お数珠の珠を見つけます
葬儀会館のホールを掃除しています。必ずと言っていいほど「お数珠の珠」を拾います。弔問の参列者の中で、持って来た数珠の紐が切れて球をホールの床にバラ撒く人の名残です。周りの方が手伝って拾ってくれますが見落とされた一つが寂しく残っています。久しぶりのお葬式にタンスの奥から年代物のお数珠を持ってくる時は注意点があります。袱紗に仕舞う前に軽く引いてみてください。束ねている紐が経年劣化して切れやすくなっています。焼香前にバラバラと落とすのは恥ずかしい時間になります。「縁起が悪い」と言う人もいますが間違いです。仏教の世界では数珠の紐が切れる事を縁起が悪いとは説いていません。仏様が悪縁を切ってくださったと考えます。それだけお念仏に励んだとの証しですし、良く使われたからです。
お数珠は念珠とも言います。インドでヒンズー教のバラモンが儀式用に用いたのが始まりで、その後密教の僧侶が使い始めました。最初は拝んだ回数を記憶する道具でした。「数を記憶する珠」と書いたのがお数珠の語源です。日本では貴族階級しか持つことが許されませんでしたが、鎌倉時代になってから一般の仏教徒も使用するようになりました。数珠には魔除けの効果と福を授かる効果があると言われます。
正式な数珠は108個の珠が2重に連なり房や飾り玉がついています。この108個と言う数字は人間の煩悩の数です。除夜の鐘でおなじみの数字です。宗派によって多少異なりますが、現在では54個、36個、27個などと珠の数は少なくなり、一般的には一重の略式の数珠が使われています。女性用の数珠は男性用に比べて小さく作られています。宗派などを気にする場合、仏具店や百貨店で正式な数珠を購入したほうがよいでしょう。近年は手近な100円ショップでも売られています。
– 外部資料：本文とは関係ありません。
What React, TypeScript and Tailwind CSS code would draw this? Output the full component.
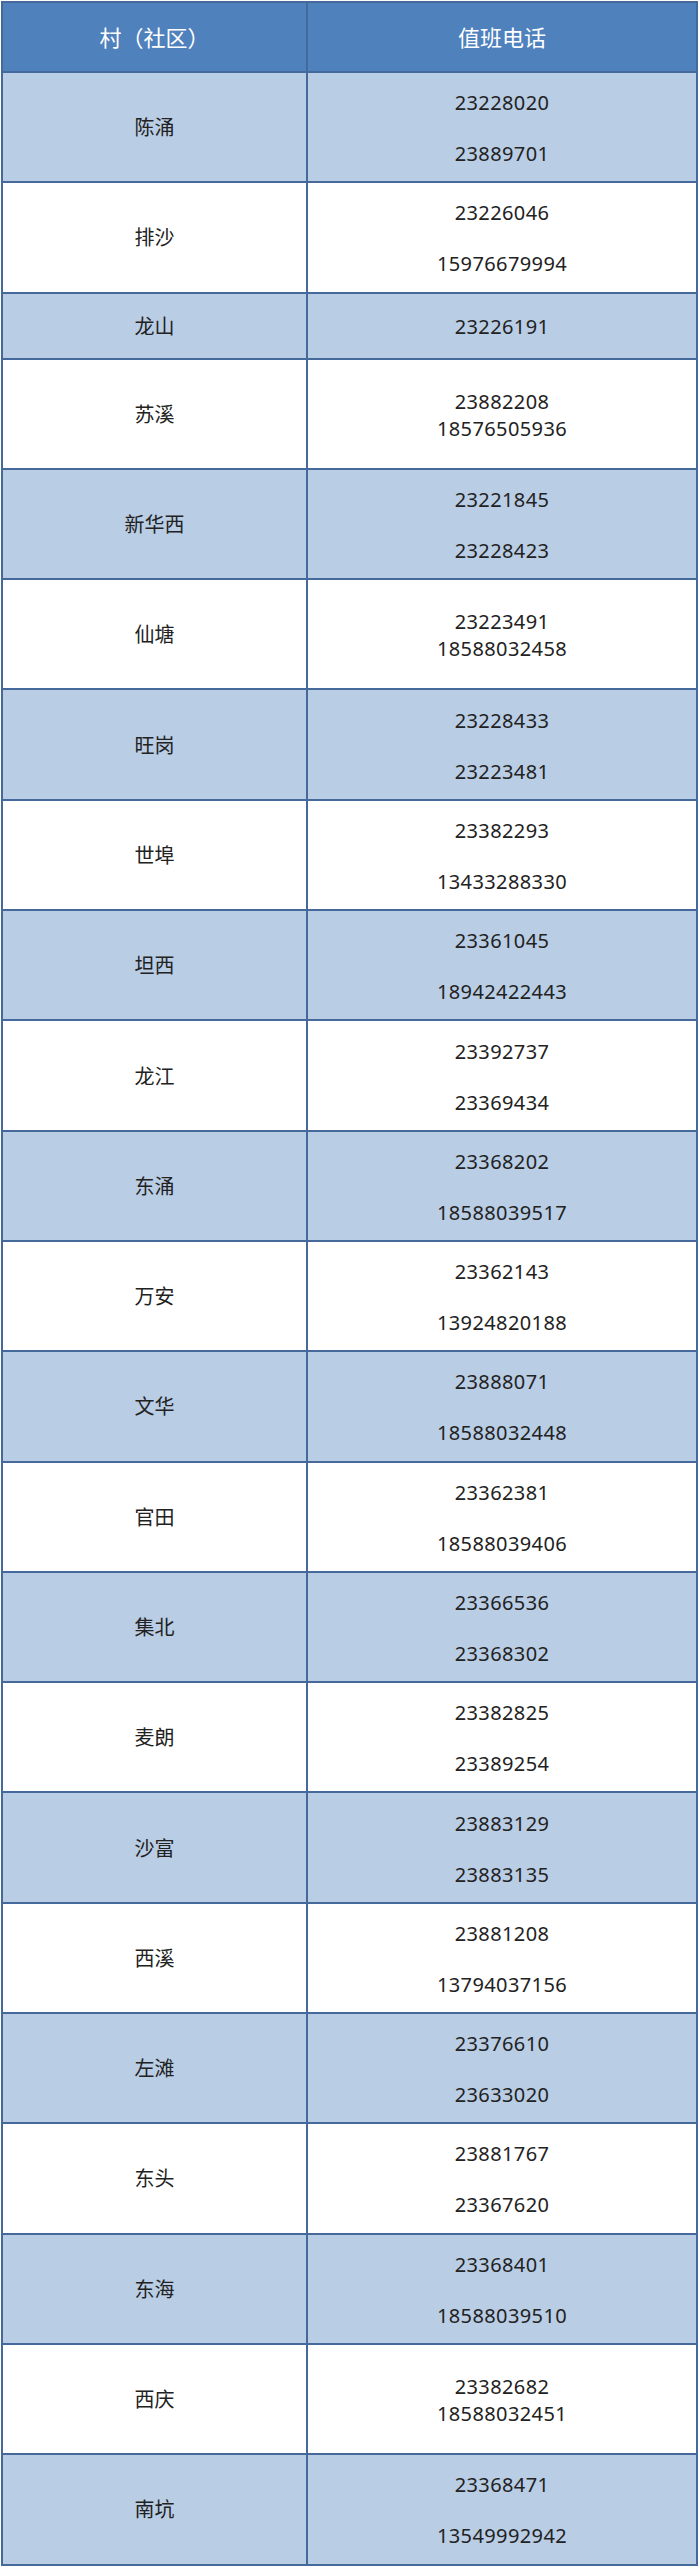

お通夜の時間が近づくと参列者が集まり始めます。どなたの手にもお数珠が下げられています。お数珠は仏式の通夜や葬儀に参列する時とか、法事に出席する際には欠かせないものです。葬儀や法事などで必ず必要になる数珠です。ご先祖様を供養する際には一人に1つ必ず持参するのが大人のマナーです。数珠は人に貸したり借りたりしてはいけないと伝えられています。必ず自分の数珠を持った方が良いと言われるのです。家庭を持ったら必ず用意をして夫婦もそれぞれ持ちます。忘れたからと言って人から借りるのはマナー違反とされています。なぜなら仏教では数珠はその人の分身と考えられているからです。ただし、親の形見の数珠は厄よけとして身を守ってくれるため、代を超えて使用できます。
数珠の正しい持ち方は、座っているときは左手首にかけ、歩くときは房を下にして左手で持ちます。長い数珠は二重にして持ちます。左手は仏様の清浄な世界を表し、右手は信仰の世界を指しているからです。
合掌する時は左手の親指と他の4本の指の間にかけて、指で軽く押さえます。房は真下に垂らしてください。長い数珠は、両手の中指に掛け渡して手を合わせます。席を離れる時に椅子や畳の上に置くのは、やってはいけない仕草です。必ずバッグやポケットの中にしまってください。
お数珠は仏様を拝む大切な道具です。社会人は平均で年に1回以上は通夜や葬儀そして法事の仏事に参加しています。また年齢が上がるとさらにその機会は増える事になります。あなたは自分のお数珠を持っていますか?そして紐は大丈夫ですか?